Но один человек проскользнул в башню. Это был железнодорожный нарком Лазарь Моисеевич Каганович.
Старушки в толпе начали истово креститься, хотя сносили не церковь, а гнездо богопротивного чернокнижника. Взрывов, насколько Барченко помнил, было несколько, разной силы, и все они Сухареву башню не разнесли. Остался фундамент. Из развалин башни абсолютно спокойно вышел высокий человек с большой черной книгой, которую он нес, как несут священники Библию, нежно и аккуратно. Его было б можно спутать с бригадиром, проверявшим качество работы, а черную книгу принять за журнал учета в коленкоровой обложке, кабы не две детали. Высокий человек был призраком, а длиннополый камзол, завитой парик, узкие чулки с пряжками и ботфорты никак не тянули на одежду советского строителя. Призрак презрительно сжал губы и растворился.
- Он унес с собой черную книгу - сказала другая старушка.
Глава 19. Fohat.
С 1935 года Барченко работает во Всесоюзном Институте экспериментальной медицины, в нейроэнергетической лаборатории, деятельность которой была строго засекречена. Он продолжил изучать экстрасенсов, гипнотизеров и медиумов, которые затем, после подтверждения необычных способностей, переводились на службу в НКВД. Для чего - Барченко не спрашивал. Время такое шло, что лучше не спрашивать.
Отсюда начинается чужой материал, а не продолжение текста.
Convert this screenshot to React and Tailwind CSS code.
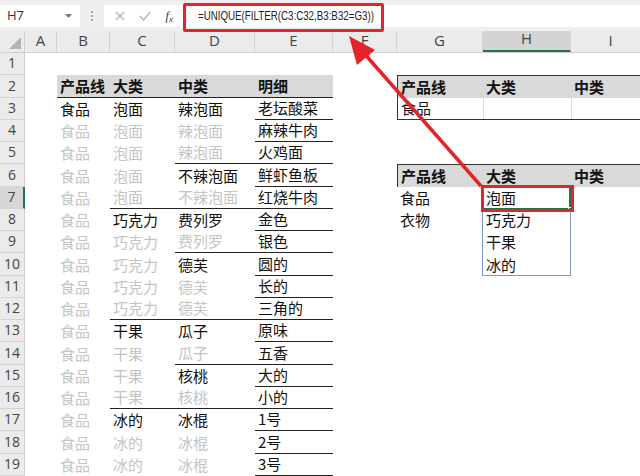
import React from 'react';

const W = ['w-[32px]', 'w-[53px]', 'w-[65px]', 'w-[80px]', 'w-[78px]', 'w-[64px]', 'w-[86px]', 'w-[88px]', 'w-[80px]'];
const LETTERS = ['A', 'B', 'C', 'D', 'E', 'F', 'G', 'H', 'I'];

const left = [
  ['食品', 1, '泡面', 1, '辣泡面', 1, '老坛酸菜', 'E'],
  ['食品', 0, '泡面', 0, '辣泡面', 0, '麻辣牛肉', 'E'],
  ['食品', 0, '泡面', 0, '辣泡面', 0, '火鸡面', 'D'],
  ['食品', 0, '泡面', 0, '不辣泡面', 1, '鲜虾鱼板', 'E'],
  ['食品', 0, '泡面', 0, '不辣泡面', 0, '红烧牛肉', 'C'],
  ['食品', 0, '巧克力', 1, '费列罗', 1, '金色', 'E'],
  ['食品', 0, '巧克力', 0, '费列罗', 0, '银色', 'D'],
  ['食品', 0, '巧克力', 0, '德芙', 1, '圆的', 'E'],
  ['食品', 0, '巧克力', 0, '德芙', 0, '长的', 'E'],
  ['食品', 0, '巧克力', 0, '德芙', 0, '三角的', 'C'],
  ['食品', 0, '干果', 1, '瓜子', 1, '原味', 'E'],
  ['食品', 0, '干果', 0, '瓜子', 0, '五香', 'D'],
  ['食品', 0, '干果', 0, '核桃', 1, '大的', 'E'],
  ['食品', 0, '干果', 0, '核桃', 0, '小的', 'C'],
  ['食品', 0, '冰的', 1, '冰棍', 1, '1号', 'E'],
  ['食品', 0, '冰的', 0, '冰棍', 0, '2号', 'E'],
  ['食品', 0, '冰的', 0, '冰棍', 0, '3号', 'E'],
];

const right = {
  7: ['食品', '泡面'],
  8: ['衣物', '巧克力'],
  9: ['', '干果'],
  10: ['', '冰的'],
};

function Cell({ i, className = '', children }) {
  return (
    <div className={`${W[i]} shrink-0 h-full flex items-end pb-[1px] pl-[3px] whitespace-nowrap overflow-visible ${className}`}>
      {children}
    </div>
  );
}

function Row({ n }) {
  const active = n === 7;
  let cells;
  if (n === 2) {
    cells = (
      <>
        <Cell i={0} />
        <Cell i={1} className="bg-[#d9d9d9] font-bold border-b border-[#222]">产品线</Cell>
        <Cell i={2} className="bg-[#d9d9d9] font-bold border-b border-[#222]">大类</Cell>
        <Cell i={3} className="bg-[#d9d9d9] font-bold border-b border-[#222]">中类</Cell>
        <Cell i={4} className="bg-[#d9d9d9] font-bold border-b border-[#222]">明细</Cell>
        <Cell i={5} />
        <Cell i={6} className="bg-[#d9d9d9] font-bold border-t border-l border-[#333]">产品线</Cell>
        <Cell i={7} className="bg-[#d9d9d9] font-bold border-t border-[#333]">大类</Cell>
        <Cell i={8} className="bg-[#d9d9d9] font-bold border-t border-[#333]">中类</Cell>
      </>
    );
  } else if (n >= 3) {
    const d = left[n - 3];
    const fromC = d[7] === 'C';
    const fromD = d[7] === 'C' || d[7] === 'D';
    let g = null;
    let h = null;
    let iCell = null;
    if (n === 3) {
      g = <Cell i={6} className="border-l border-b border-[#333]">食品</Cell>;
      h = <Cell i={7} className="border-b border-[#333] shadow-[inset_1px_0_0_#dcdcdc]" />;
      iCell = <Cell i={8} className="border-b border-[#333] shadow-[inset_1px_0_0_#dcdcdc]" />;
    } else if (n === 6) {
      g = <Cell i={6} className="bg-[#d9d9d9] font-bold border-t border-l border-[#333]">产品线</Cell>;
      h = <Cell i={7} className="bg-[#d9d9d9] font-bold border-t border-[#333]">大类</Cell>;
      iCell = <Cell i={8} className="bg-[#d9d9d9] font-bold border-t border-[#333]">中类</Cell>;
    } else if (right[n]) {
      g = <Cell i={6}>{right[n][0]}</Cell>;
      h = <Cell i={7}>{right[n][1]}</Cell>;
      iCell = <Cell i={8} />;
    } else {
      g = <Cell i={6} />;
      h = <Cell i={7} />;
      iCell = <Cell i={8} />;
    }
    cells = (
      <>
        <Cell i={0} />
        <Cell i={1} className={d[1] ? 'text-[#111]' : 'text-[#c4c4c4]'}>{d[0]}</Cell>
        <Cell i={2} className={`${d[3] ? 'text-[#111]' : 'text-[#c4c4c4]'} ${fromC ? 'border-b border-[#222]' : ''}`}>{d[2]}</Cell>
        <Cell i={3} className={`${d[5] ? 'text-[#111]' : 'text-[#c4c4c4]'} ${fromD ? 'border-b border-[#222]' : ''}`}>{d[4]}</Cell>
        <Cell i={4} className="text-[#111] border-b border-[#222]">{d[6]}</Cell>
        <Cell i={5} />
        {g}
        {h}
        {iCell}
      </>
    );
  } else {
    cells = W.map((_, i) => <Cell key={i} i={i} />);
  }
  return (
    <div className="flex h-[22.25px] text-[15px] leading-[20px] text-[#111]">
      <div
        className={`w-[25px] shrink-0 flex items-end justify-center pb-[1px] text-[14px] text-[#444] border-b border-[#d4d4d4] ${
          active ? 'bg-[#d6d6d6] border-r-2 border-r-[#217346]' : 'bg-[#ebebeb] border-r border-r-[#cfcfcf]'
        }`}
        style={{ fontFamily: '"Open Sans", sans-serif' }}
      >
        {n}
      </div>
      {cells}
    </div>
  );
}

export default function App() {
  const rows = Array.from({ length: 19 }, (_, k) => k + 1);
  return (
    <div
      className="relative w-[640px] h-[476px] overflow-hidden bg-white"
      style={{ fontFamily: '"Noto Sans CJK SC", "Noto Sans", sans-serif' }}
    >
      {/* formula bar */}
      <div className="flex items-center h-[31px] bg-[#efefef] gap-[3px] pt-[1px]" style={{ fontFamily: '"Open Sans", sans-serif' }}>
        <div className="w-[80px] h-[22px] bg-white flex items-center justify-between pl-[7px] pr-[8px] text-[13px] text-[#333]">
          <span>H7</span>
          <svg width="7" height="4" viewBox="0 0 7 4"><path d="M0 0h7L3.5 4z" fill="#777" /></svg>
        </div>
        <div className="w-[18px] flex flex-col items-center gap-[2px]">
          <span className="w-[2px] h-[2px] bg-[#aaa]" />
          <span className="w-[2px] h-[2px] bg-[#aaa]" />
          <span className="w-[2px] h-[2px] bg-[#aaa]" />
        </div>
        <div className="w-[80px] h-[22px] bg-white flex items-center justify-around px-[4px]">
          <svg width="10" height="10" viewBox="0 0 10 10"><path d="M1 1l8 8M9 1l-8 8" stroke="#b0b0b0" strokeWidth="1.2" /></svg>
          <svg width="12" height="10" viewBox="0 0 12 10"><path d="M1 5l3.5 4L11 1" stroke="#b0b0b0" strokeWidth="1.2" fill="none" /></svg>
          <span className="text-[12px] italic text-[#333]" style={{ fontFamily: '"Liberation Serif", serif' }}>
            f<sub className="text-[9px]">x</sub>
          </span>
        </div>
        <div
          className="flex-1 h-[22px] bg-white flex items-center pl-[11px] text-[12.5px] text-[#222]"
          style={{ fontFamily: '"Liberation Sans", sans-serif' }}
        >
          <span className="inline-block origin-left scale-x-[0.78] whitespace-nowrap">=UNIQUE(FILTER(C3:C32,B3:B32=G3))</span>
        </div>
      </div>

      {/* column header */}
      <div className="flex h-[22px] bg-[#ebebeb] border-b border-[#cfcfcf] text-[15px] text-[#444]" style={{ fontFamily: '"Open Sans", sans-serif' }}>
        <div className="w-[25px] shrink-0 flex items-end justify-end p-[3px] border-r border-[#d0d0d0]">
          <svg width="12" height="12" viewBox="0 0 12 12"><path d="M12 0V12H0z" fill="#b5b5b5" /></svg>
        </div>
        {LETTERS.map((l, i) => (
          <div
            key={l}
            className={`${W[i]} shrink-0 flex items-end pb-[1px] justify-center border-r border-[#d4d4d4] ${
              l === 'H' ? 'bg-[#d4d4d4] border-b-2 border-b-[#217346]' : ''
            }`}
          >
            {l}
          </div>
        ))}
      </div>

      {rows.map((n) => (
        <Row key={n} n={n} />
      ))}

      {/* spill range */}
      <div className="absolute left-[482px] top-[186px] w-[89px] h-[90px] border border-[#7d98c8]" />
      {/* active cell */}
      <div className="absolute left-[482px] top-[186px] w-[89px] h-[24px] border-r-2 border-b-2 border-[#217346]" />
      <div className="absolute left-[568px] top-[207px] w-[5px] h-[5px] bg-[#217346] border border-white" />
      {/* red highlight boxes */}
      <div className="absolute left-[183px] top-[3px] w-[201px] h-[29px] border-[3px] border-[#e3242b] rounded-[2px]" />
      <div className="absolute left-[481px] top-[185px] w-[93px] h-[27px] border-[3px] border-[#e3242b]" />
      {/* arrow */}
      <svg className="absolute left-0 top-0" width="640" height="476" viewBox="0 0 640 476">
        <line x1="481" y1="186" x2="362" y2="51" stroke="#e3242b" strokeWidth="3.5" />
        <path d="M349 36 L375 50 L357 65 Z" fill="#e3242b" />
      </svg>
    </div>
  );
}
Его задачей было, во-первых, прийти в лабораторию вовремя, отчего Александр Васильевич уже успел отвыкнуть, поставить свою подпись в журнале посещений, во-вторых, сдать записи и отчеты вечером строгой барышне (на ночь и на выходные-праздники она запирала бумаги в сейф), а в-третьих, никому не говорить о том, что он делает.
Это выполнить сложнее - Барченко любил рассказывать мистические истории, привлекать к себе внимание, у него всегда был широкий круг общения, но он держался. Советские люди не имеют право знать, что творится под покровительством Сталина в эпоху диалектического материализма: потомственные ведьмы растапливают воск, чинят бубны оленьей кожи шаманы, ведется переписка с зарубежными коллегами, присылающими ответы на бланках с руническими знаками.
Даже если бы Александру Васильевичу вдруг захотелось поведать о своих тайных исследованиях, он не смог бы этого сделать - не существовало внятной научной терминологии, позволяющей растолковать профану, в чем заключаются его рискованные эксперименты. Приходилось заимствовать латинские и английские, санскритские обороты из оккультных журналов конца века, чтобы передать, хотя бы в общих чертах, суть своих исследований. Даже специалиста смежных направлений рассказы Барченко могли запутать окончательно. Чаще всего он говорил знакомым: я работаю над изучением сложнейших процессов психических энергий, и любопытные успокаивались, приняв за невропатолога или психиатра.
Это случалось все чаще, и к середине 1930-х годов мысль перевестись в стан психиатров, честно трудиться в маленькой больничке рядовым врачом.
В последнюю свою командировку Барченко уезжал с радостью, взяв с себя слово, что, если на его пути ляжет какая-нибудь психиатрическая больничка, он попытается "пощупать место". Но вдали от близких, в незнакомом краю, ему вдруг стало так плохо, так тошно и страшно, что фантазии о работе психиатром едва не обернулись собственным помешательством.
Один сон испугал его всерьез. Гостиница в городишке оказалась закрыта на дезинфекцию - одолели крысы. Приткнуться командировочному негде - сдавать жилье внаем, даже угол на пару дней, запрещалось. С извинениями командированного москвича положили спать в помещении детского сада, в большой прохладной спальне, которую тянуло назвать величественно - опочивальней. Комнату разбивали два широких окна, выходивших в сад, острые ветви алычи и черешен едва не прокалывали чисто промытые стекла. Пахло свежей масляной краской, древесными стружками и длинными гвоздями - сад еще не открыли после долгого ремонта. Стена, где стояли спинками друг к другу две маленькие кроватки, расписана пустыней Кара-Кум: желтые барханы, оранжевое солнце, одногорбые и двугорбые верблюды, идущие с печально опущенными мордами, вдалеке - сгоревший саксаул, обломки держидерева и серый глазастый тушканчик, прыгающий на тонком хвосте с кисточкой. Барченко мог бы поспорить с художником, сказать, что бывал в пустыне, солнце там кошмарно-белое, блестящее и мучительное, а не оптимистичный апельсин. Верблюды гордо и высоко держат свои небольшие изящные головы, саксаулы не помешало бы изобразить поточнее, а хвост тушканчика, напитанный жиром про запас, ни в коем случае нельзя рисовать так же, как и львиный.